* _SHORT EXERCISE_: Quote the whole listing exactly. Leave the pictures out of your copy.

* _DATASET EXCERPT_:
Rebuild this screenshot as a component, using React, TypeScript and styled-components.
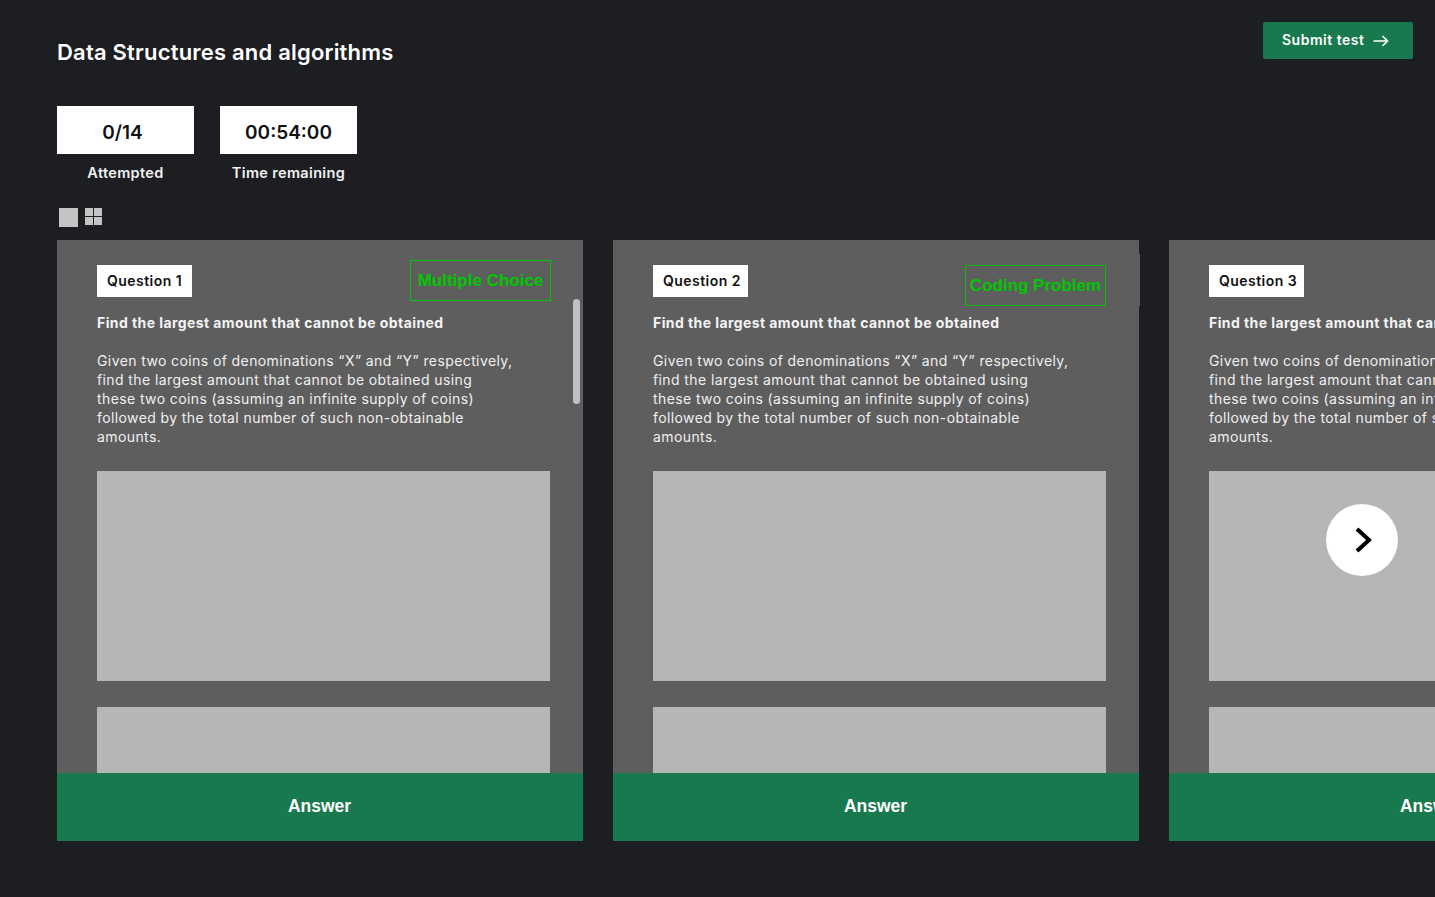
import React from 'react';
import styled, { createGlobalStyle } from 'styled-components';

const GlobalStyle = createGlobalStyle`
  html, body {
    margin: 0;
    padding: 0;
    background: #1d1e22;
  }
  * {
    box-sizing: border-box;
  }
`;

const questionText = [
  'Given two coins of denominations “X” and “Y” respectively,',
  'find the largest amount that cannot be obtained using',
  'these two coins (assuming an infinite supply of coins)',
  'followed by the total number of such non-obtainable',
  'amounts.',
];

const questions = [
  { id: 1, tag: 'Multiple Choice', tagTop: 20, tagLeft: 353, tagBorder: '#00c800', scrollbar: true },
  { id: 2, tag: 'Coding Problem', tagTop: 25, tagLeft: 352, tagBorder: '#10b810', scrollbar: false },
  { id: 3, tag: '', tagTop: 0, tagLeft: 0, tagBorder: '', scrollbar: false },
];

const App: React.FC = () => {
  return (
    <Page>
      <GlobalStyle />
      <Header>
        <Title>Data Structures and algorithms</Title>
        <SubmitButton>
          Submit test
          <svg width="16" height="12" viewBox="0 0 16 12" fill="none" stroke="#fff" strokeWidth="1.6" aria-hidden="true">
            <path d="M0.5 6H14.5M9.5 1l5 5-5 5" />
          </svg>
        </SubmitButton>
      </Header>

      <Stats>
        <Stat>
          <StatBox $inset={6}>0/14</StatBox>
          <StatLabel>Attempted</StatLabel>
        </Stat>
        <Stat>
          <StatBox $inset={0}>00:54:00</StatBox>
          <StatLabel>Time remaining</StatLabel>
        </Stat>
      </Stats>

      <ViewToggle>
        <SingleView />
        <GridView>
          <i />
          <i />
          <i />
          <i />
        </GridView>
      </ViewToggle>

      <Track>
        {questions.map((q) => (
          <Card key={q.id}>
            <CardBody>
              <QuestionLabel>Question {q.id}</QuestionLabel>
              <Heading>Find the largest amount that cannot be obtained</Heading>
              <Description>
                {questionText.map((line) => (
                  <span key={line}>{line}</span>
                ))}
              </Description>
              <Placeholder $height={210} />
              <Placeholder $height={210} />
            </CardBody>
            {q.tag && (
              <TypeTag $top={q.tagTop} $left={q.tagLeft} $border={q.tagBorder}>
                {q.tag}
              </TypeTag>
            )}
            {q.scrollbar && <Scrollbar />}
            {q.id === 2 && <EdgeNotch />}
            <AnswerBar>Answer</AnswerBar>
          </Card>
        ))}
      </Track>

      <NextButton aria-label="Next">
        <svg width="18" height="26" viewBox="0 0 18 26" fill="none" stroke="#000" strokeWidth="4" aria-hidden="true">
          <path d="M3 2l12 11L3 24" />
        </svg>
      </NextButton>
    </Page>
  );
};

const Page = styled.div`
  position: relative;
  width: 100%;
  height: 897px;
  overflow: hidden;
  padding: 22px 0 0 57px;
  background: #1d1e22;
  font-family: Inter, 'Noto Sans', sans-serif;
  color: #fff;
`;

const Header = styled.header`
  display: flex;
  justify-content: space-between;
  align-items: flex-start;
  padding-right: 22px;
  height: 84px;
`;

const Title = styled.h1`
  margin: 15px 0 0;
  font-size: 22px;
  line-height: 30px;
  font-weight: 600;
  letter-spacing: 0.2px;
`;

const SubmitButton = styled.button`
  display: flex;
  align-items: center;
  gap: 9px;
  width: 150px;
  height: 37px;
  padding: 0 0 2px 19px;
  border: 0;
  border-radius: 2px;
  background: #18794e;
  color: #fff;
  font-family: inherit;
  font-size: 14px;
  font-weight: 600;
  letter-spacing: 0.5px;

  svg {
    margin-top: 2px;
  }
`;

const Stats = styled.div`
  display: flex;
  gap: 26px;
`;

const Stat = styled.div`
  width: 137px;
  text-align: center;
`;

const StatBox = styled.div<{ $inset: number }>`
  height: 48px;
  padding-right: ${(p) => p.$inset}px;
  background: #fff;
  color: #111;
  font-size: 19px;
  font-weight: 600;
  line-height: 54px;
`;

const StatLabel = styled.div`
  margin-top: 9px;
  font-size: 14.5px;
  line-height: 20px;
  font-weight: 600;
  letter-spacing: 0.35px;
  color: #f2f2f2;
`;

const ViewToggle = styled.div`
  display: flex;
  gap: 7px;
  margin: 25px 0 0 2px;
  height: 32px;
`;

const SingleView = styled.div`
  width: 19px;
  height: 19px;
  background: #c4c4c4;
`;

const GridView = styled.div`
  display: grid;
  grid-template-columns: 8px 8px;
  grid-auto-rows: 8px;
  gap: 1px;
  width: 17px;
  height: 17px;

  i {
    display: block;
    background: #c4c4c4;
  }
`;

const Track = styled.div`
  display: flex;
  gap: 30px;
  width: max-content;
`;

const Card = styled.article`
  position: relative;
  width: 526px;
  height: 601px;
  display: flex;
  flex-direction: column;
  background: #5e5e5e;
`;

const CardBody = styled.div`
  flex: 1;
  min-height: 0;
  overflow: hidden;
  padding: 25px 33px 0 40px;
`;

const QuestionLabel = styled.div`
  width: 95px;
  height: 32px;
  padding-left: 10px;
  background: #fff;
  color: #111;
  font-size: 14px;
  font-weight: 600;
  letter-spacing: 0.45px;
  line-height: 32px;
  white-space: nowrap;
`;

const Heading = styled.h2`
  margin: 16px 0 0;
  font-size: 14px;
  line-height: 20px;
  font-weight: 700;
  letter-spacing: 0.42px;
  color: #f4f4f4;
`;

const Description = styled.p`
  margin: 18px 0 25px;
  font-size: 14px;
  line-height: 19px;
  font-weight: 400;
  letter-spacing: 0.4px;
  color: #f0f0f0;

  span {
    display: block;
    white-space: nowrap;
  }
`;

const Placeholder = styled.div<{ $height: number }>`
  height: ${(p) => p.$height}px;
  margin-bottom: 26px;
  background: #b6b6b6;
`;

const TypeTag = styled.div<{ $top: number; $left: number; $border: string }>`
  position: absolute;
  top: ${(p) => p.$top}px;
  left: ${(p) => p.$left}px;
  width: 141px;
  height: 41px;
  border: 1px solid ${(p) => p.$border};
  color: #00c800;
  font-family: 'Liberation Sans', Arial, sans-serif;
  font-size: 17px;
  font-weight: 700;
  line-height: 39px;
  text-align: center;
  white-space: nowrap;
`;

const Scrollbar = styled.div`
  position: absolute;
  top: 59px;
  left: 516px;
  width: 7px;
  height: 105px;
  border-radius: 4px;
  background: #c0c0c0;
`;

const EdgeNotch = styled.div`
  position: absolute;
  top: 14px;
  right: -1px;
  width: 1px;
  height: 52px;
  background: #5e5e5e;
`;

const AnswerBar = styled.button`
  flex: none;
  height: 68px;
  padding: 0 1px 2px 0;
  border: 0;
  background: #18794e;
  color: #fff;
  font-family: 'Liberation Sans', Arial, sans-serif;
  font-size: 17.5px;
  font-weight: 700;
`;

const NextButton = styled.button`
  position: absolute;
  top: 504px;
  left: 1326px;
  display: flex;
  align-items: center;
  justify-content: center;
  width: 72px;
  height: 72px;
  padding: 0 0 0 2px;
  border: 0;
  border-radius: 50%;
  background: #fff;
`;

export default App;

* _TASK SOLUTION_:
Rebuild this screenshot as a component, using React, TypeScript and styled-components.
import React from 'react';
import styled, { createGlobalStyle } from 'styled-components';

const GlobalStyle = createGlobalStyle`
  html, body {
    margin: 0;
    padding: 0;
    background: #1d1e22;
  }
  * {
    box-sizing: border-box;
  }
`;

const questionText = [
  'Given two coins of denominations “X” and “Y” respectively,',
  'find the largest amount that cannot be obtained using',
  'these two coins (assuming an infinite supply of coins)',
  'followed by the total number of such non-obtainable',
  'amounts.',
];

const questions = [
  { id: 1, tag: 'Multiple Choice', tagTop: 20, tagLeft: 353, tagBorder: '#00c800', scrollbar: true },
  { id: 2, tag: 'Coding Problem', tagTop: 25, tagLeft: 352, tagBorder: '#10b810', scrollbar: false },
  { id: 3, tag: '', tagTop: 0, tagLeft: 0, tagBorder: '', scrollbar: false },
];

const App: React.FC = () => {
  return (
    <Page>
      <GlobalStyle />
      <Header>
        <Title>Data Structures and algorithms</Title>
        <SubmitButton>
          Submit test
          <svg width="16" height="12" viewBox="0 0 16 12" fill="none" stroke="#fff" strokeWidth="1.6" aria-hidden="true">
            <path d="M0.5 6H14.5M9.5 1l5 5-5 5" />
          </svg>
        </SubmitButton>
      </Header>

      <Stats>
        <Stat>
          <StatBox $inset={6}>0/14</StatBox>
          <StatLabel>Attempted</StatLabel>
        </Stat>
        <Stat>
          <StatBox $inset={0}>00:54:00</StatBox>
          <StatLabel>Time remaining</StatLabel>
        </Stat>
      </Stats>

      <ViewToggle>
        <SingleView />
        <GridView>
          <i />
          <i />
          <i />
          <i />
        </GridView>
      </ViewToggle>

      <Track>
        {questions.map((q) => (
          <Card key={q.id}>
            <CardBody>
              <QuestionLabel>Question {q.id}</QuestionLabel>
              <Heading>Find the largest amount that cannot be obtained</Heading>
              <Description>
                {questionText.map((line) => (
                  <span key={line}>{line}</span>
                ))}
              </Description>
              <Placeholder $height={210} />
              <Placeholder $height={210} />
            </CardBody>
            {q.tag && (
              <TypeTag $top={q.tagTop} $left={q.tagLeft} $border={q.tagBorder}>
                {q.tag}
              </TypeTag>
            )}
            {q.scrollbar && <Scrollbar />}
            {q.id === 2 && <EdgeNotch />}
            <AnswerBar>Answer</AnswerBar>
          </Card>
        ))}
      </Track>

      <NextButton aria-label="Next">
        <svg width="18" height="26" viewBox="0 0 18 26" fill="none" stroke="#000" strokeWidth="4" aria-hidden="true">
          <path d="M3 2l12 11L3 24" />
        </svg>
      </NextButton>
    </Page>
  );
};

const Page = styled.div`
  position: relative;
  width: 100%;
  height: 897px;
  overflow: hidden;
  padding: 22px 0 0 57px;
  background: #1d1e22;
  font-family: Inter, 'Noto Sans', sans-serif;
  color: #fff;
`;

const Header = styled.header`
  display: flex;
  justify-content: space-between;
  align-items: flex-start;
  padding-right: 22px;
  height: 84px;
`;

const Title = styled.h1`
  margin: 15px 0 0;
  font-size: 22px;
  line-height: 30px;
  font-weight: 600;
  letter-spacing: 0.2px;
`;

const SubmitButton = styled.button`
  display: flex;
  align-items: center;
  gap: 9px;
  width: 150px;
  height: 37px;
  padding: 0 0 2px 19px;
  border: 0;
  border-radius: 2px;
  background: #18794e;
  color: #fff;
  font-family: inherit;
  font-size: 14px;
  font-weight: 600;
  letter-spacing: 0.5px;

  svg {
    margin-top: 2px;
  }
`;

const Stats = styled.div`
  display: flex;
  gap: 26px;
`;

const Stat = styled.div`
  width: 137px;
  text-align: center;
`;

const StatBox = styled.div<{ $inset: number }>`
  height: 48px;
  padding-right: ${(p) => p.$inset}px;
  background: #fff;
  color: #111;
  font-size: 19px;
  font-weight: 600;
  line-height: 54px;
`;

const StatLabel = styled.div`
  margin-top: 9px;
  font-size: 14.5px;
  line-height: 20px;
  font-weight: 600;
  letter-spacing: 0.35px;
  color: #f2f2f2;
`;

const ViewToggle = styled.div`
  display: flex;
  gap: 7px;
  margin: 25px 0 0 2px;
  height: 32px;
`;

const SingleView = styled.div`
  width: 19px;
  height: 19px;
  background: #c4c4c4;
`;

const GridView = styled.div`
  display: grid;
  grid-template-columns: 8px 8px;
  grid-auto-rows: 8px;
  gap: 1px;
  width: 17px;
  height: 17px;

  i {
    display: block;
    background: #c4c4c4;
  }
`;

const Track = styled.div`
  display: flex;
  gap: 30px;
  width: max-content;
`;

const Card = styled.article`
  position: relative;
  width: 526px;
  height: 601px;
  display: flex;
  flex-direction: column;
  background: #5e5e5e;
`;

const CardBody = styled.div`
  flex: 1;
  min-height: 0;
  overflow: hidden;
  padding: 25px 33px 0 40px;
`;

const QuestionLabel = styled.div`
  width: 95px;
  height: 32px;
  padding-left: 10px;
  background: #fff;
  color: #111;
  font-size: 14px;
  font-weight: 600;
  letter-spacing: 0.45px;
  line-height: 32px;
  white-space: nowrap;
`;

const Heading = styled.h2`
  margin: 16px 0 0;
  font-size: 14px;
  line-height: 20px;
  font-weight: 700;
  letter-spacing: 0.42px;
  color: #f4f4f4;
`;

const Description = styled.p`
  margin: 18px 0 25px;
  font-size: 14px;
  line-height: 19px;
  font-weight: 400;
  letter-spacing: 0.4px;
  color: #f0f0f0;

  span {
    display: block;
    white-space: nowrap;
  }
`;

const Placeholder = styled.div<{ $height: number }>`
  height: ${(p) => p.$height}px;
  margin-bottom: 26px;
  background: #b6b6b6;
`;

const TypeTag = styled.div<{ $top: number; $left: number; $border: string }>`
  position: absolute;
  top: ${(p) => p.$top}px;
  left: ${(p) => p.$left}px;
  width: 141px;
  height: 41px;
  border: 1px solid ${(p) => p.$border};
  color: #00c800;
  font-family: 'Liberation Sans', Arial, sans-serif;
  font-size: 17px;
  font-weight: 700;
  line-height: 39px;
  text-align: center;
  white-space: nowrap;
`;

const Scrollbar = styled.div`
  position: absolute;
  top: 59px;
  left: 516px;
  width: 7px;
  height: 105px;
  border-radius: 4px;
  background: #c0c0c0;
`;

const EdgeNotch = styled.div`
  position: absolute;
  top: 14px;
  right: -1px;
  width: 1px;
  height: 52px;
  background: #5e5e5e;
`;

const AnswerBar = styled.button`
  flex: none;
  height: 68px;
  padding: 0 1px 2px 0;
  border: 0;
  background: #18794e;
  color: #fff;
  font-family: 'Liberation Sans', Arial, sans-serif;
  font-size: 17.5px;
  font-weight: 700;
`;

const NextButton = styled.button`
  position: absolute;
  top: 504px;
  left: 1326px;
  display: flex;
  align-items: center;
  justify-content: center;
  width: 72px;
  height: 72px;
  padding: 0 0 0 2px;
  border: 0;
  border-radius: 50%;
  background: #fff;
`;

export default App;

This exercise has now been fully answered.